Re: RDFa worst case memory usage for SAX-based parsers the same as DOM-based parsers

Hi Manu,

This is interesting. But why in your example do you need to hedge on
the fact that you might see an XML literal, since you will have
already seen the parent element? Either it contained a request for the
XML literal or it didn't.

I'm no doubt missing something. :)

Regards,

Mark

On 6/11/08, Manu Sporny <msporny@digitalbazaar.com> wrote:
>
> Maybe the rest of you already knew this, but I just came to the
> realization that SAX-based parsers for RDFa don't have any benefits vs.
> DOM-based parsers as far as memory usage is concerned.
>
> The root of the issue lies with XML Literals and Plain Literals.
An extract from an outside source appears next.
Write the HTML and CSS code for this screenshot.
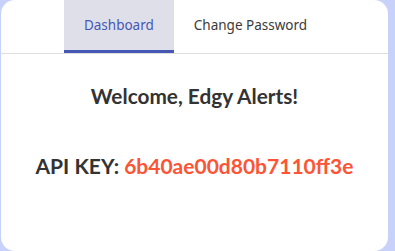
FILE: index.html
```html
<!DOCTYPE html>
<html>
<head>
<meta charset="utf-8">
<link rel="stylesheet" href="styles.css">
</head>
<body>
<div class="card">
  <nav class="tabs">
    <div class="tab active">Dashboard</div>
    <div class="tab">Change Password</div>
  </nav>
  <main class="content">
    <h2 class="welcome">Welcome, Edgy Alerts!</h2>
    <p class="api">API KEY: <span class="key">6b40ae00d80b7110ff3e</span></p>
  </main>
</div>
</body>
</html>
```
FILE: styles.css
```css
html, body {
  margin: 0;
  padding: 0;
  height: 100%;
}
body {
  background: #c7d1fa;
  overflow: hidden;
}
.card {
  margin-left: 1px;
  width: 387px;
  height: 251px;
  background: #fff;
  border-radius: 14px;
  box-sizing: border-box;
}
.tabs {
  display: flex;
  justify-content: center;
  border-bottom: 1px solid #dedede;
  padding-left: 2px;
}
.tab {
  height: 50px;
  padding: 0 20px;
  display: flex;
  align-items: center;
  font-family: "Noto Sans", sans-serif;
  font-size: 13.5px;
  color: #3a3a3a;
  border-bottom: 3px solid transparent;
}
.tab.active {
  background: #dfdfea;
  color: #4558b4;
  border-bottom-color: #4558b4;
}
.content {
  text-align: center;
  font-family: Lato, sans-serif;
  color: #333;
}
.welcome {
  margin: 0;
  padding-top: 29px;
  font-size: 20.8px;
  font-weight: 700;
  line-height: 26px;
}
.api {
  margin: 0;
  padding-top: 44px;
  font-size: 21px;
  font-weight: 700;
  line-height: 26px;
}
.key {
  color: #fd5435;
}
```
Since
> these need to be tracked as you go down and back up the XHTML tree, you
> end up holding almost every character of the XHTML document in memory.
>
> Take this example:
>
> <body about="">
>    <span property="[foo:bar]" />
>    <!-- repeat the span above 1000 times -->
> </body>
>
> Since the SAX-parser can't jump around in the DOM, it doesn't know if
> the <body> element has a parent element that requires the XML Literal or
> plain literal, so it must collect both, which takes a relatively large
> amount of memory. The XML Literal for the <body> element ends up being a
> direct copy of all 1001 <span> elements.
>
> In the best implementation case for a SAX-based parser, you end up
> storing almost the entire XHTML document in memory... making it no less
> memory intensive than a DOM-based approach.
>
> So much for a small memory footprint parser.
>
> -- manu
>
> --
> Manu Sporny
> President/CEO - Digital Bazaar, Inc.
> blog: DB Launches Medical Record Sales Service with Shepherd Medical
> http://blog.digitalbazaar.com/2008/02/24/health2trade/
>
>
>


-- 
Mark Birbeck, webBackplane

mark.birbeck@webBackplane.com

http://webBackplane.com/mark-birbeck

webBackplane is a trading name of Backplane Ltd. (company number
05972288, registered office: 2nd Floor, 69/85 Tabernacle Street,
London, EC2A 4RR)

Received on Wednesday, 11 June 2008 03:51:40 UTC